February 9, 2012 § Leave a Comment
Now that it is official that the kind of questions raised in the third and fourth centuries relative to Trinitarianism are nothing more than the constructs of a bunch of middle aged white guys, it is worth perhaps spending a few moments in methodological and historical reflection.
Methodologically, the telepathic ability to see into the minds of others and discern exactly what they are thinking is a great gift. I am quite envious; if I had it, I would not waste my time on webcasts; I’d be doing some telepathic insider trading and making a small fortune on the Dow. Unfortunately, I can only judge intentions by public actions which rarely if ever allow me to discern exactly why somebody does something. The ability to spot false consciousness is an even greater skill, though somewhat vulnerable to the Popperian critique of non-falsifiability.
Historically, one might add that this would seem to indicate that modalism is not the only early church heresy which is enjoying something of a comeback in evangelical circles. The methodological attributes outlined above were also hallmarks of Gnosticism whose basic strategy was `I have secret knowledge that you do not have but which allows me to understand the world – and even you – in ways that you cannot comprehend. So you need to shut up and listen to me.’
Still, let us go back to the fourth century and see how the `middle aged white guy’ critique measures up. Well, at the Council of Nicea in 325, many of the participants were no doubt middle aged — which Paul in the Pastorals would actually seem to think is quite a good thing in a church leader. But white? I suspect they were ethnically more akin to modern day Turks or south eastern Europeans, not that racial categories really meant anything then. The key category in the fourth century was that of Roman citizenship, not skin colour.
More significantly, of course, had you been there yourself and looked around the council, you would have seen that many of the delegates had body parts missing – an arm here, a leg there, an occasional eye – because they were survivors of the terrible persecutions under Diocletian and Galerius.
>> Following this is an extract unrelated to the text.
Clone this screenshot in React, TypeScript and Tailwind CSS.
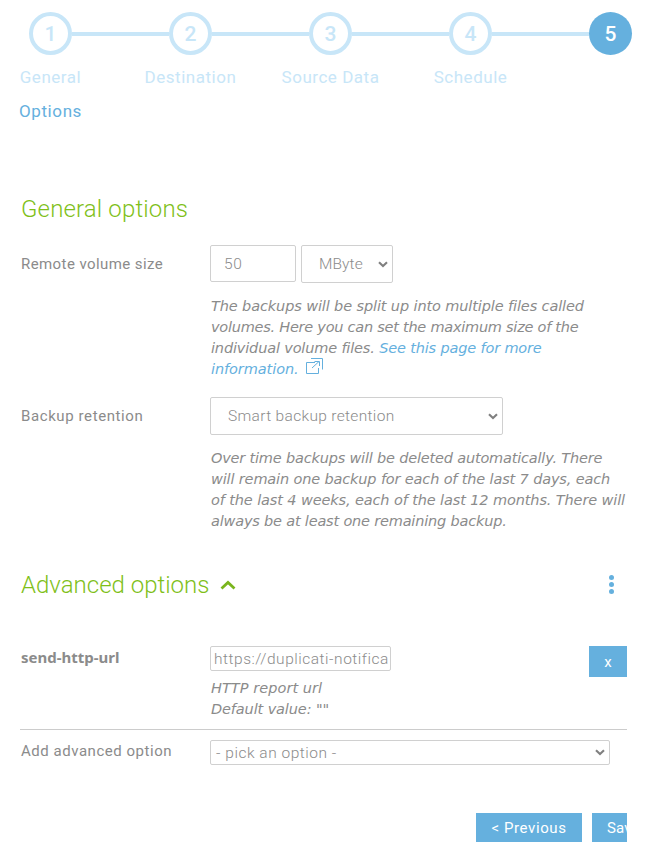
import type { ReactNode } from "react";

const steps = ["General", "Destination", "Source Data", "Schedule"];

function Chevron() {
  return (
    <svg width="10" height="7" viewBox="0 0 10 7" fill="none" className="shrink-0">
      <path d="M1 1.2 L5 5 L9 1.2" stroke="#808080" strokeWidth="2.1" />
    </svg>
  );
}

function Help({ className = "", children }: { className?: string; children: ReactNode }) {
  return (
    <div className={`pl-px font-['DejaVu_Sans',sans-serif] text-[14.5px] italic leading-[23px] ${className}`}>
      {children}
    </div>
  );
}

function Line({ className = "tracking-[-0.12px]", children }: { className?: string; children: ReactNode }) {
  return <div className={`h-[21px] whitespace-nowrap ${className}`}>{children}</div>;
}

function Steps() {
  return (
    <nav className="h-[124px] pt-3 text-[#c8e6f8]">
      <div className="flex items-center pl-[29px]">
        {steps.map((label, i) => (
          <div key={label} className="flex items-center">
            <div className="flex size-[43px] items-center justify-center rounded-full border-4 border-[#c8e6f8] pt-0.5 text-[21px] font-medium">
              {i + 1}
            </div>
            <div className="mt-px h-1 w-[97px] bg-[#c8e6f8]" />
          </div>
        ))}
        <div className="flex size-[43px] items-center justify-center rounded-full bg-[#65b0de] pt-0.5 text-[21px] font-medium text-white">5</div>
      </div>
      <div className="-ml-[19.5px] mt-[11px] flex text-[17px] leading-[22px] tracking-[0.53px]">
        {steps.map((label) => (
          <div key={label} className="w-[140px] text-center">{label}</div>
        ))}
      </div>
      <div className="mt-3 pl-[19px] text-[17px] leading-[22px] tracking-[0.6px] text-[#65b0de]">Options</div>
    </nav>
  );
}

export default function App() {
  return (
    <div className="h-[858px] w-[654px] overflow-hidden bg-white font-[Roboto,sans-serif] text-[15px] leading-[21px] text-[#8b8b8b]">
      <Steps />
      <main className="ml-5 w-[607px]">
        <h2 className="mt-[69px] h-[32px] pl-px text-[24px] font-light leading-[32px] tracking-[0.15px] text-[#7fbf1a]">General options</h2>

        <div className="mt-5 flex">
          <div className="w-[190px] pl-px pt-[9px] tracking-[0.42px]">Remote volume size</div>
          <div>
            <div className="flex gap-[5px]">
              <div className="flex h-[37px] w-[86px] items-center rounded-[2px] border border-[#d0d0d0] pl-[13px] pt-px text-[15.5px] font-light tracking-[0.6px]">50</div>
              <div className="flex h-[38px] w-[92px] items-center justify-between rounded-[2px] border border-[#d0d0d0] pl-[17px] pr-[4px] text-[15.5px] font-light tracking-[0.1px]">
                MByte <Chevron />
              </div>
            </div>
            <Help className="mt-3">
              <Line>The backups will be split up into multiple files called</Line>
              <Line className="tracking-[-0.25px]">volumes. Here you can set the maximum size of the</Line>
              <Line className="tracking-[-0.16px]">
                individual volume files. <span className="text-[#65b0de]">See this page for more</span>
              </Line>
              <Line className="flex tracking-[-0.08px] text-[#65b0de]">
                information.
                <svg width="17" height="17" viewBox="0 0 17 17" fill="none" stroke="#65b0de" className="ml-[7px]">
                  <path d="M9 4.5 H0.5 V15.5 H12.5 V10 M5 0.5 H16.5 V11.5 M6 10 L13 3.5 M8.5 3.5 H13.5 V8" />
                </svg>
              </Line>
            </Help>
          </div>
        </div>

        <div className="mt-[18px] flex">
          <div className="w-[190px] pl-px pt-[9px] tracking-[0.6px]">Backup retention</div>
          <div>
            <div className="flex h-[38px] w-[293px] items-center justify-between rounded-[2px] border border-[#d0d0d0] pl-[17px] pr-[4px] text-[15.5px] font-light tracking-[0.33px]">
              Smart backup retention <Chevron />
            </div>
            <Help className="mt-3">
              <Line className="tracking-[-0.19px]">Over time backups will be deleted automatically. There</Line>
              <Line className="tracking-[-0.15px]">will remain one backup for each of the last 7 days, each</Line>
              <Line>of the last 4 weeks, each of the last 12 months. There will</Line>
              <Line className="tracking-[-0.19px]">always be at least one remaining backup.</Line>
            </Help>
          </div>
        </div>

        <div className="mt-[38px] flex h-8 items-center pl-px">
          <h2 className="text-[24px] font-light leading-[32px] text-[#7fbf1a]">Advanced options</h2>
          <svg width="16" height="10" viewBox="0 0 16 10" fill="none" className="ml-[11px]">
            <path d="M1.5 8.5 L8 2.5 L14.5 8.5" stroke="#7ab51d" strokeWidth="2.8" />
          </svg>
          <svg width="6" height="20" viewBox="0 0 6 20" fill="#65b0de" className="ml-auto mr-[13px]">
            <circle cx="3.5" cy="2.5" r="2.5" />
            <circle cx="3.5" cy="9.5" r="2.5" />
            <circle cx="3.5" cy="16.5" r="2.5" />
          </svg>
        </div>

        <div className="mt-[45px] flex h-[84px] border-b border-[#cccccc]">
          <div className="w-[190px] pl-px pt-px font-['Noto_Sans',sans-serif] text-[15px] font-bold">send-http-url</div>
          <div>
            <div className="flex h-[25px] w-[181px] items-center overflow-hidden whitespace-nowrap rounded-[2px] border border-[#d0d0d0] pl-[3px] pt-0.5 text-[15.5px] font-light tracking-[0.52px]">
              https://duplicati-notifica
            </div>
            <Help className="mt-[6px]">
              <Line className="tracking-[0.05px]">HTTP report url</Line>
              <Line>Default value: ""</Line>
            </Help>
          </div>
          <button className="ml-auto h-[31px] w-[38px] bg-[#65b0de] pt-px text-[15px] text-white">x</button>
        </div>

        <div className="mt-[10px] flex">
          <div className="w-[190px] pl-px pt-px tracking-[0.53px]">Add advanced option</div>
          <div className="flex h-[25px] w-[400px] items-center justify-between rounded-[2px] border border-[#d0d0d0] pl-[5px] pr-[4px] text-[15.5px] font-light tracking-[0.52px]">
            <span className="pt-0.5">- pick an option -</span> <Chevron />
          </div>
        </div>

        <div className="mt-12 flex gap-[10px] overflow-hidden pl-[456px] text-white">
          <button className="h-[29px] w-[106px] shrink-0 bg-[#65b0de] pt-0.5 tracking-[0.6px]">&lt; Previous</button>
          <button className="h-[29px] w-[70px] shrink-0 bg-[#65b0de] pl-[15px] pt-0.5 text-left tracking-[0.2px]">Save</button>
        </div>
      </main>
    </div>
  );
}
Indeed, many had probably lost close friends and family members too. Thus, the foundations for the creedal doctrine of the Trinity were laid by men who thought doctrine was something for which it was actually worth suffering and dying.
That someone is willing to die for a cause does not sanctify it; but when you add to this that Nicene orthodoxy has been universally agreed upon as important by millions of Christians of multiple races, nationalities and age profile, through sixteen centuries, surely that should give us pause for thought. The questions asked at Nicea were important and they were asked by serious men, men serious enough to risk death for their faith. To dismiss all this with a wave of the hand or through simple lack of knowledge and competence, and to follow this up by playing the race card, is an interesting move.
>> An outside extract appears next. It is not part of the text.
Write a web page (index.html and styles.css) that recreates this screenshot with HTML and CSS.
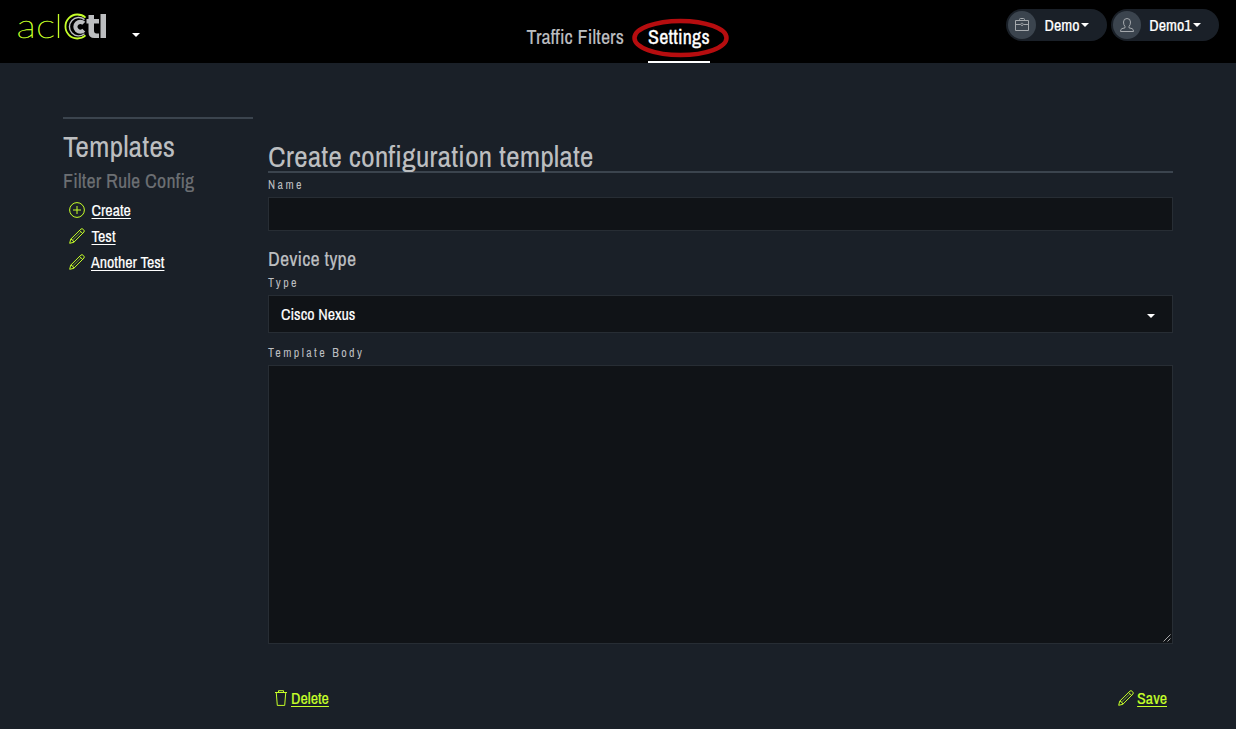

But hey, if a bunch of middle-aged American pastors in the Elephant Room tell you Nicea and its delegates — and all the Christians who have suffered and died to maintain its truth over the centuries — are irrelevant, who am I to question them? To do so would surely be the height of arrogance. Ahem.
Which brings me back to the celebrity pastor thing. When I raised the issue last year, I was widely derided as talking nonsense and many critics tried to dismiss the notion by conflating public figure with celebrity, pointing to the problems of defining the term, reducing it to trivia such as `Is signing somebody’s book or being photographed with them at a conference really that wicked?’ or the telepathic/Gnostic insight `The man’s just envious that his church is not as big as theirs!’ Indeed, it was made very clear to me by a number of people that I was the problem, not the fetish pastors. Yet as I stressed again and again, my concern is not ultimately about being well-known or speaking at a conference or two; it is about the big personality pastor who turns into a fetish, and who gains great and widespread authority and influence by reason of that, without any proper accountability. Remind anybody of anything that happened recently?